Siamo
nei primi anni del Novecento e Torino è una città splendente; la Belle Époque
giunta da Parigi sta illuminando le vie, i palazzi e le donne, che diventano
ogni giorno più allegre e vivaci. Almeno quelle della buona società.
Eufrasia
non appartiene ad esse; suo padre è un operaio della fornace di mattoni della
famiglia Barbera, e lei vive in un
“ciabòt” senza acqua corrente, pigiata con gli altri membri della famiglia in
uno spazio ristretto e malsano. Ma il suo carattere risoluto le fa credere che
esista qualcosa di più importante del ceto sociale: la sua intelligenza.
Proprio
in quel giorno Eufrasia cammina veloce sui polacchini, ben in vista da quando
ha accorciato, con un gesto irriverente, l’orlo della gonna di quindici
centimetri. La sua statura e la sua bella presenza non la fanno passare
inosservata, ma lei non si cura di chi può guardarla per strada: sta andando in
piazza Castello, ad un appuntamento con un uomo affascinante che non si farà
aspettare e di cui, senza volerlo ammettere, è già innamorata.

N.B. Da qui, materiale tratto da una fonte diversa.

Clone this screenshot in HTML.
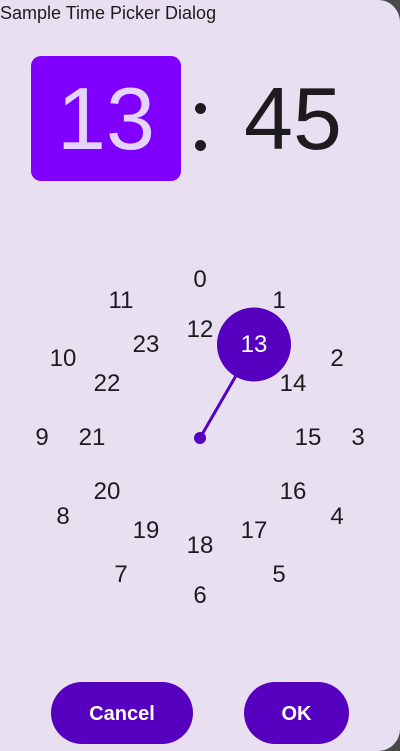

È Marco Barbera,
uno dei proprietari della fornace, il suo titolare, da quando ha iniziato a
lavorare nell’ufficio contabilità.
La
visione del mondo della ragazza, così progressista per quegli anni, è dovuta
anche a suo padre Giacomo, così chiamato in onore di Puccini dalla madre, sarta
di scena, che lo partorì dietro le quinte. Egli ha sempre creduto fermamente
nell’importanza dell’istruzione e ha voluto dare più possibilità ai suoi figli,
mandandoli alla scuola gratuita delle suore. Egli stesso capisce perfettamente
che la spartizione sociale in ricchi e poveri è troppo divaricata e cerca un
riscatto con i primi scioperi e le proteste, divenendo il leader dei fornaciai.
Marco,
il padrone, non sarà un ostacolo, la sua mente aperta e la sua generosità
permetteranno le prime conquiste agli operai dei mattoni: una cooperativa delle
Fornaci Riunite e una cassa mutualistica.
Non
per questo la distanza di censo tra Marco e Eufrasia potrà essere colmata: Giacomo
non permetterà, d’accordo con la concreta figlia, un matrimonio impossibile. La
ragazza dovrà sposare qualcuno di più adatto alla sua condizione, qualcuno che
suo padre ha già ben definito nella mente, sperando che la ragione possa aver
la meglio sui sentimenti.
Giuliana
Barbera Castiglia ci guida con bravura lungo la storia di sua nonna, personaggio
per lei affascinante e avvolto da un’aura di mistero, non avendola conosciuta
personalmente. La vicenda privata e intima, che l’autrice arricchisce con la
fantasia, colmando le lacune di una storia familiare incompleta, viene
perfettamente intrecciata ai fatti chiave dei movimenti sociali di inizio
secolo: le rivolte operaie, le prime emancipazioni femminili, le scoperte e le
invenzioni che si impongono alla tecnologia e alla scienza in modo perentorio
in quegli anni di fermento.
Un
romanzo ricco e avvincente, che coinvolge il lettore e lo cattura in una trama
densa e imprevedibile, con personaggi degni dell’alta narrativa storica. Sotto
le molte vicende e i colpi di scena il lettore viene accompagnato nel corso di
tutto il romanzo da un sottofondo costante, un filo rosso appena percepibile ma
che sta decisamente a cuore all’autrice: l’amore per la cultura.